** START INFORMATION PROVIDED **

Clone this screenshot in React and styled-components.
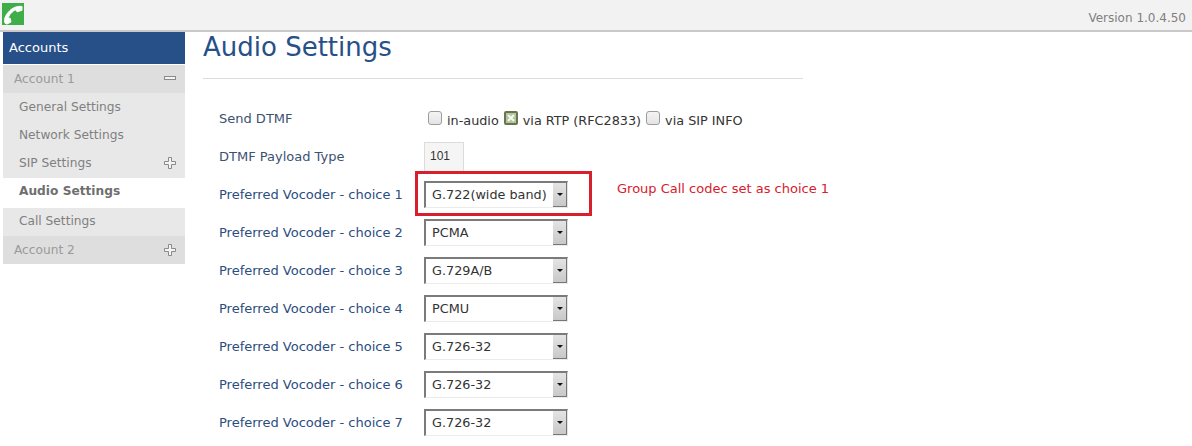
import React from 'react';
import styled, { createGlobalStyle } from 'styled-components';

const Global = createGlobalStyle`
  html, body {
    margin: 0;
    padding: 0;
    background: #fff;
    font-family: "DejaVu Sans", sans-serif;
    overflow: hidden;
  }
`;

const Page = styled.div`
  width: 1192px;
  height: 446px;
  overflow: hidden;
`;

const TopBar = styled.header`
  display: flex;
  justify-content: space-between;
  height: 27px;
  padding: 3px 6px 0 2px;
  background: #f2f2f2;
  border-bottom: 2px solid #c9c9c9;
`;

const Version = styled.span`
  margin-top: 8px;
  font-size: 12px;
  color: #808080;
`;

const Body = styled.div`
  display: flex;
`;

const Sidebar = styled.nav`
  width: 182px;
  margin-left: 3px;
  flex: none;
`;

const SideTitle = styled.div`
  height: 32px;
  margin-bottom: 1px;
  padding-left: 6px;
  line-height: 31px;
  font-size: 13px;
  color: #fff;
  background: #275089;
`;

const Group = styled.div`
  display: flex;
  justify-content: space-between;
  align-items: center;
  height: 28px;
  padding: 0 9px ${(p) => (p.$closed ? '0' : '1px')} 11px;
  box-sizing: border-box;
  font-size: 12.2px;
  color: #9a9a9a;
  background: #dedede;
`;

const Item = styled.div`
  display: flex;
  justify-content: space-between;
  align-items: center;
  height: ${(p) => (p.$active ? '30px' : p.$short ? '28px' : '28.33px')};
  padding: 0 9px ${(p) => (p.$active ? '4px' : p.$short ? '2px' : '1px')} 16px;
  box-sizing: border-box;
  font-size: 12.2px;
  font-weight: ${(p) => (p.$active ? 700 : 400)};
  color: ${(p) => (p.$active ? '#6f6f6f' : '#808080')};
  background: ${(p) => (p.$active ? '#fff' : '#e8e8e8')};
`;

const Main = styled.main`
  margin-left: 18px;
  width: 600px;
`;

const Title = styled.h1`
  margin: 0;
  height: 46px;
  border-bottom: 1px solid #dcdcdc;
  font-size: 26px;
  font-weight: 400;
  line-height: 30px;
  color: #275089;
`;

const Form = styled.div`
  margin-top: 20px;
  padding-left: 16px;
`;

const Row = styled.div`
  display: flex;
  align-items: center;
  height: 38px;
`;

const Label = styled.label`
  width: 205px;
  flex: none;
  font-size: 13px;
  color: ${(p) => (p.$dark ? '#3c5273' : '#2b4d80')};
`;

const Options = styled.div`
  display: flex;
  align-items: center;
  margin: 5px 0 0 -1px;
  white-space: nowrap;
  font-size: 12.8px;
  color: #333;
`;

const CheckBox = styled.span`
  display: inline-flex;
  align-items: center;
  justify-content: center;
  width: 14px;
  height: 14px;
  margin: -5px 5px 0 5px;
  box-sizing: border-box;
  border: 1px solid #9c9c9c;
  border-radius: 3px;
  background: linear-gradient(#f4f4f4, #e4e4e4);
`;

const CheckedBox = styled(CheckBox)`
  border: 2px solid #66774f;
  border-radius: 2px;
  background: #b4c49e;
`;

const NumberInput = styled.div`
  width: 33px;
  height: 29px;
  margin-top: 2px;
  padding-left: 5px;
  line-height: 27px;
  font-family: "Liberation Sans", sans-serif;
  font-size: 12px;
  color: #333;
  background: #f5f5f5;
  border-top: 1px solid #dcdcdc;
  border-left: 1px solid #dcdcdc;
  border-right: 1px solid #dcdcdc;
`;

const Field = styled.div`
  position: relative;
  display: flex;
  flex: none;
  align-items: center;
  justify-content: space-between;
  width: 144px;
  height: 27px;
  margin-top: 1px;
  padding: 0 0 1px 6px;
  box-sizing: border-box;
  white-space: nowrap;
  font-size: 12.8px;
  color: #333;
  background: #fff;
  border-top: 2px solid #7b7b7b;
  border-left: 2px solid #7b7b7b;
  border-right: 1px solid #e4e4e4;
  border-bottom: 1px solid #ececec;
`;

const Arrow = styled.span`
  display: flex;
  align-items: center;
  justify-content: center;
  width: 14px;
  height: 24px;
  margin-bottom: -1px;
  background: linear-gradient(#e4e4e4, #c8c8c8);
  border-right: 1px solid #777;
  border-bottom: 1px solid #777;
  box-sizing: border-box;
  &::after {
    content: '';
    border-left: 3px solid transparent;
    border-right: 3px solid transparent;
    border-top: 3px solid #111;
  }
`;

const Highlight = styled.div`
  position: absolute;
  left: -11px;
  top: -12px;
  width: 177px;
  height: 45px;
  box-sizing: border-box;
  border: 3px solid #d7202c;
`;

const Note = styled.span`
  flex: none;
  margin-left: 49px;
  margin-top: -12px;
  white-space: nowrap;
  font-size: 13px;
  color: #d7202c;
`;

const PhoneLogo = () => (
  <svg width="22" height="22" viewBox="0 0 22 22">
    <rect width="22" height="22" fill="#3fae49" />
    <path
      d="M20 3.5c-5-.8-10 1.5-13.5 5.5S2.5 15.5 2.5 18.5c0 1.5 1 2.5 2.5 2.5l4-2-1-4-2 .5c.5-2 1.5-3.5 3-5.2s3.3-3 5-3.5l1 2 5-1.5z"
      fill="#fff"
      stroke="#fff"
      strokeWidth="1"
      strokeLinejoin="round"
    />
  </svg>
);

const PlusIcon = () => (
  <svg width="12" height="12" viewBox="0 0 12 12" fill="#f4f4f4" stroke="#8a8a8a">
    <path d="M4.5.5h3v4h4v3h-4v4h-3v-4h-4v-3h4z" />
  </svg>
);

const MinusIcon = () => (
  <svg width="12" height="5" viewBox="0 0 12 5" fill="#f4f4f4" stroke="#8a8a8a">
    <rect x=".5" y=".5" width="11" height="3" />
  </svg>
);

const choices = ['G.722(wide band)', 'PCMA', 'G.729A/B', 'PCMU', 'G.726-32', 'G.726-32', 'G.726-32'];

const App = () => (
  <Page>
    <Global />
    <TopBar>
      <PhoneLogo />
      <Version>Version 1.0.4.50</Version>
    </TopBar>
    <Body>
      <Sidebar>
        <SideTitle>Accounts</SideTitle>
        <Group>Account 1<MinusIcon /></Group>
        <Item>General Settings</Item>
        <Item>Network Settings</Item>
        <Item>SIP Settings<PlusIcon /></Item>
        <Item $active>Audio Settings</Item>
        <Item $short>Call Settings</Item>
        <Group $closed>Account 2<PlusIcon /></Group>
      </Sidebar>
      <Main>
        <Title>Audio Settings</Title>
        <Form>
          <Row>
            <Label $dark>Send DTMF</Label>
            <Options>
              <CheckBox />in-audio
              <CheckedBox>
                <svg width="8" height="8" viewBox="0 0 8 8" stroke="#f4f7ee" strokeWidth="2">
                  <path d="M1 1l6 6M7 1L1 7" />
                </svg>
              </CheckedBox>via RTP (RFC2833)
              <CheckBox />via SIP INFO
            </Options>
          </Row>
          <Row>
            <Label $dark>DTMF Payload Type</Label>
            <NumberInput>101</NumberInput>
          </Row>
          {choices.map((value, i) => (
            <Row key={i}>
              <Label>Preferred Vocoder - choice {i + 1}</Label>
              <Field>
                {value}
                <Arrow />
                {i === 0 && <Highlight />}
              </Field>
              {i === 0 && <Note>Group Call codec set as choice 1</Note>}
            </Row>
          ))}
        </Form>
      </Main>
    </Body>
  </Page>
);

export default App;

** END INFORMATION PROVIDED **

# STATED GOAL
Give the data above again in full and unchanged, skipping the pictures.

# EXERCISE RESULT
Clone this screenshot in React and styled-components.
import React from 'react';
import styled, { createGlobalStyle } from 'styled-components';

const Global = createGlobalStyle`
  html, body {
    margin: 0;
    padding: 0;
    background: #fff;
    font-family: "DejaVu Sans", sans-serif;
    overflow: hidden;
  }
`;

const Page = styled.div`
  width: 1192px;
  height: 446px;
  overflow: hidden;
`;

const TopBar = styled.header`
  display: flex;
  justify-content: space-between;
  height: 27px;
  padding: 3px 6px 0 2px;
  background: #f2f2f2;
  border-bottom: 2px solid #c9c9c9;
`;

const Version = styled.span`
  margin-top: 8px;
  font-size: 12px;
  color: #808080;
`;

const Body = styled.div`
  display: flex;
`;

const Sidebar = styled.nav`
  width: 182px;
  margin-left: 3px;
  flex: none;
`;

const SideTitle = styled.div`
  height: 32px;
  margin-bottom: 1px;
  padding-left: 6px;
  line-height: 31px;
  font-size: 13px;
  color: #fff;
  background: #275089;
`;

const Group = styled.div`
  display: flex;
  justify-content: space-between;
  align-items: center;
  height: 28px;
  padding: 0 9px ${(p) => (p.$closed ? '0' : '1px')} 11px;
  box-sizing: border-box;
  font-size: 12.2px;
  color: #9a9a9a;
  background: #dedede;
`;

const Item = styled.div`
  display: flex;
  justify-content: space-between;
  align-items: center;
  height: ${(p) => (p.$active ? '30px' : p.$short ? '28px' : '28.33px')};
  padding: 0 9px ${(p) => (p.$active ? '4px' : p.$short ? '2px' : '1px')} 16px;
  box-sizing: border-box;
  font-size: 12.2px;
  font-weight: ${(p) => (p.$active ? 700 : 400)};
  color: ${(p) => (p.$active ? '#6f6f6f' : '#808080')};
  background: ${(p) => (p.$active ? '#fff' : '#e8e8e8')};
`;

const Main = styled.main`
  margin-left: 18px;
  width: 600px;
`;

const Title = styled.h1`
  margin: 0;
  height: 46px;
  border-bottom: 1px solid #dcdcdc;
  font-size: 26px;
  font-weight: 400;
  line-height: 30px;
  color: #275089;
`;

const Form = styled.div`
  margin-top: 20px;
  padding-left: 16px;
`;

const Row = styled.div`
  display: flex;
  align-items: center;
  height: 38px;
`;

const Label = styled.label`
  width: 205px;
  flex: none;
  font-size: 13px;
  color: ${(p) => (p.$dark ? '#3c5273' : '#2b4d80')};
`;

const Options = styled.div`
  display: flex;
  align-items: center;
  margin: 5px 0 0 -1px;
  white-space: nowrap;
  font-size: 12.8px;
  color: #333;
`;

const CheckBox = styled.span`
  display: inline-flex;
  align-items: center;
  justify-content: center;
  width: 14px;
  height: 14px;
  margin: -5px 5px 0 5px;
  box-sizing: border-box;
  border: 1px solid #9c9c9c;
  border-radius: 3px;
  background: linear-gradient(#f4f4f4, #e4e4e4);
`;

const CheckedBox = styled(CheckBox)`
  border: 2px solid #66774f;
  border-radius: 2px;
  background: #b4c49e;
`;

const NumberInput = styled.div`
  width: 33px;
  height: 29px;
  margin-top: 2px;
  padding-left: 5px;
  line-height: 27px;
  font-family: "Liberation Sans", sans-serif;
  font-size: 12px;
  color: #333;
  background: #f5f5f5;
  border-top: 1px solid #dcdcdc;
  border-left: 1px solid #dcdcdc;
  border-right: 1px solid #dcdcdc;
`;

const Field = styled.div`
  position: relative;
  display: flex;
  flex: none;
  align-items: center;
  justify-content: space-between;
  width: 144px;
  height: 27px;
  margin-top: 1px;
  padding: 0 0 1px 6px;
  box-sizing: border-box;
  white-space: nowrap;
  font-size: 12.8px;
  color: #333;
  background: #fff;
  border-top: 2px solid #7b7b7b;
  border-left: 2px solid #7b7b7b;
  border-right: 1px solid #e4e4e4;
  border-bottom: 1px solid #ececec;
`;

const Arrow = styled.span`
  display: flex;
  align-items: center;
  justify-content: center;
  width: 14px;
  height: 24px;
  margin-bottom: -1px;
  background: linear-gradient(#e4e4e4, #c8c8c8);
  border-right: 1px solid #777;
  border-bottom: 1px solid #777;
  box-sizing: border-box;
  &::after {
    content: '';
    border-left: 3px solid transparent;
    border-right: 3px solid transparent;
    border-top: 3px solid #111;
  }
`;

const Highlight = styled.div`
  position: absolute;
  left: -11px;
  top: -12px;
  width: 177px;
  height: 45px;
  box-sizing: border-box;
  border: 3px solid #d7202c;
`;

const Note = styled.span`
  flex: none;
  margin-left: 49px;
  margin-top: -12px;
  white-space: nowrap;
  font-size: 13px;
  color: #d7202c;
`;

const PhoneLogo = () => (
  <svg width="22" height="22" viewBox="0 0 22 22">
    <rect width="22" height="22" fill="#3fae49" />
    <path
      d="M20 3.5c-5-.8-10 1.5-13.5 5.5S2.5 15.5 2.5 18.5c0 1.5 1 2.5 2.5 2.5l4-2-1-4-2 .5c.5-2 1.5-3.5 3-5.2s3.3-3 5-3.5l1 2 5-1.5z"
      fill="#fff"
      stroke="#fff"
      strokeWidth="1"
      strokeLinejoin="round"
    />
  </svg>
);

const PlusIcon = () => (
  <svg width="12" height="12" viewBox="0 0 12 12" fill="#f4f4f4" stroke="#8a8a8a">
    <path d="M4.5.5h3v4h4v3h-4v4h-3v-4h-4v-3h4z" />
  </svg>
);

const MinusIcon = () => (
  <svg width="12" height="5" viewBox="0 0 12 5" fill="#f4f4f4" stroke="#8a8a8a">
    <rect x=".5" y=".5" width="11" height="3" />
  </svg>
);

const choices = ['G.722(wide band)', 'PCMA', 'G.729A/B', 'PCMU', 'G.726-32', 'G.726-32', 'G.726-32'];

const App = () => (
  <Page>
    <Global />
    <TopBar>
      <PhoneLogo />
      <Version>Version 1.0.4.50</Version>
    </TopBar>
    <Body>
      <Sidebar>
        <SideTitle>Accounts</SideTitle>
        <Group>Account 1<MinusIcon /></Group>
        <Item>General Settings</Item>
        <Item>Network Settings</Item>
        <Item>SIP Settings<PlusIcon /></Item>
        <Item $active>Audio Settings</Item>
        <Item $short>Call Settings</Item>
        <Group $closed>Account 2<PlusIcon /></Group>
      </Sidebar>
      <Main>
        <Title>Audio Settings</Title>
        <Form>
          <Row>
            <Label $dark>Send DTMF</Label>
            <Options>
              <CheckBox />in-audio
              <CheckedBox>
                <svg width="8" height="8" viewBox="0 0 8 8" stroke="#f4f7ee" strokeWidth="2">
                  <path d="M1 1l6 6M7 1L1 7" />
                </svg>
              </CheckedBox>via RTP (RFC2833)
              <CheckBox />via SIP INFO
            </Options>
          </Row>
          <Row>
            <Label $dark>DTMF Payload Type</Label>
            <NumberInput>101</NumberInput>
          </Row>
          {choices.map((value, i) => (
            <Row key={i}>
              <Label>Preferred Vocoder - choice {i + 1}</Label>
              <Field>
                {value}
                <Arrow />
                {i === 0 && <Highlight />}
              </Field>
              {i === 0 && <Note>Group Call codec set as choice 1</Note>}
            </Row>
          ))}
        </Form>
      </Main>
    </Body>
  </Page>
);

export default App;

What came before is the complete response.